2. SC: “After the group gave a list of demands (some, but not all, being reasonable), they gave the collective one hour to meet their demands. If not, they declared they would strike.”
THE TRUTH: In our first meeting with the managing collective after unionization, we (the union) carefully went through our demands and allowed them an hour to ask any clarifying questions about them. They chose to only ask a couple questions, using about 5 minutes worth of their allotted hour. Then we gave the collective another hour to discuss in private and expected negotiation to begin after that. We stated very clearly that we did not expect negotiations to finish that day; we just wanted them to move forward in good faith. We stated that we did not expect to get all of our demands; that many of them were flexible, and as long as negotiations went ahead in good faith we would not strike.

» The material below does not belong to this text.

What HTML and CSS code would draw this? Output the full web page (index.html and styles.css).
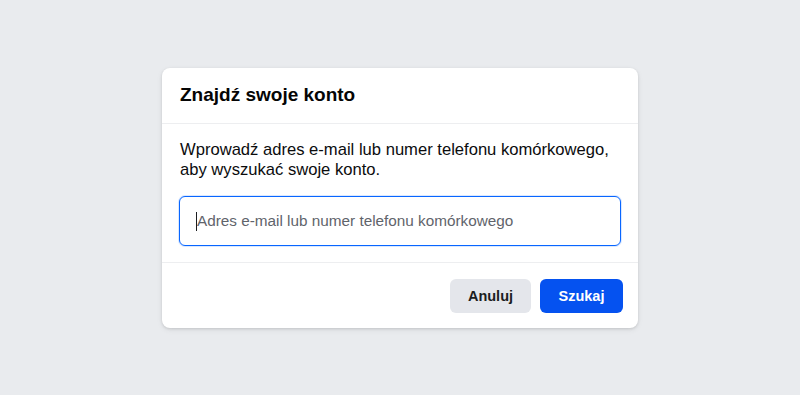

The managing collective simply refused to negotiate with our union.
Submitted by IWW.org Editor on 火曜, 04/30/2013 - 5:35pm
Fellow Workers and Friends: the IWW bids the workers of the world everywhere a happy May Day, International Workers Day!

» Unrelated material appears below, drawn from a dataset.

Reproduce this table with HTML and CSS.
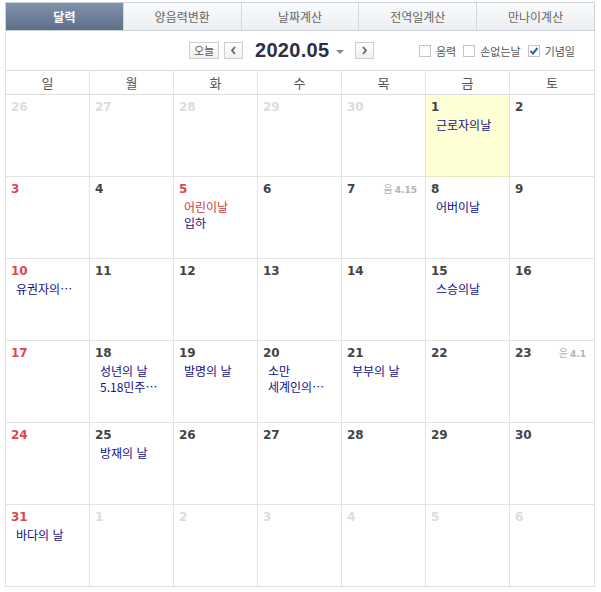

There are likely May Day events happening in your community or a community near you!
We cannot (yet) hope to keep track of or list them all, but we're doing the best we can.
One good central resource is our Facebook Page, where we have attempted to share any May Day events organized or endorsed by various IWW branches, and--failing that--events in which IWW members are actively participating.
Submitted by IWW.org Editor on 月曜, 04/29/2013 - 4:50pm
- IWW Liquor Store Workers Fired For Union Activity
- Sisters’ Camelot Workers Continue Strike
- Star Tickets Workers Face Retaliation
Download a Free PDF of this issue.
Happy May Day, Fellow Workers!
Submitted by x359437 on 木曜, 04/25/2013 - 10:58pm
This Wednesday morning Sisters’ Camelot, a non-profit mobile food shelf engaged in a two-month-lo...ng strike of its canvass workers, rejected a settlement offer from the National Labor Relations Board (NLRB), opting instead to fight the union in court. In order to do so, they have hired a right-wing, professional “union-avoidance” attorney, John C. Hauge from FordHarrison, a nation-wide anti-labor law firm, shocking the striking canvassers of the progressive organization. Concerned that Hauge is seeking to set precedent against independent contractors’ rights, the canvassers are seeking support from other unions and organizations.
Submitted by x344543 on 水曜, 04/24/2013 - 5:53pm
MINNEAPOLIS-- After an investigation into the incident, the National Labor Relations Board (NLRB) has decided that IWW Sisters Camelot Canvass Union (SCCU) member ShugE Mississippi was illegally fired by Sisters' Camelot. The NLRB (National Labor Relations Board) is a government agency in charge of investigating charges of federal labor law violations, enforcing such laws, and following through with related penalties. After making this decision, the NLRB offered the Sisters' Camelot managing collective one last chance to accept a settlement agreement before setting a court-date to seek a court order.
The settlement offered by the NLRB includes the immediate rehiring of ShugE Mississippi, paying back wages, and posting a public apology at Sisters’ Camelot. The managing collective has until Tuesday, April 23 to accept this offer. If this settlement offer is not accepted, the NLRB will set a court date and seek a binding order from a judge. If this case is brought before a judge it will significantly increase the legal expenditure for Sisters’ Camelot, as it would be responsible for associated attorney’s fees. Further, Sisters’ Camelot would be obligated to pay even more back wages as more time passes-- a likely possibility as judges typically respect decisions made by the NLRB.
In the interest of giving the Sisters' Camelot managing collective space to think through this decision, the SCCU asks individuals who were planning a nonviolent sit-in demonstration at Monday's collective meeting to cancel any such plans. The public is always welcome to attend Sisters' Camelot's collective meetings, and any individual who wants to observe or engage in respectful dialogue on Monday should feel free to do so. However, the union is explicitly canceling plans of civil disobedience or disruption of and kind, and asks that people please respect that decision so the collective can have healthy discussion about this very important decision.
“This is exciting and encouraging to hear. Once this issue is fixed then we will be one step closer to ending this strike through negotiation with our entire union represented at the bargaining table,” stated Alex Forsey, one of the striking IWW Sisters' Camelot Canvass Union members.
The campaign at Sisters Camelot represents a new step for Food and Retail Workers United, an organizing committee of the Industrial Workers of the World labor union. Gaining prominence in recent years for organizing Starbucks and Jimmy Johns workers, the IWW is a global union founded over a century ago for all working people.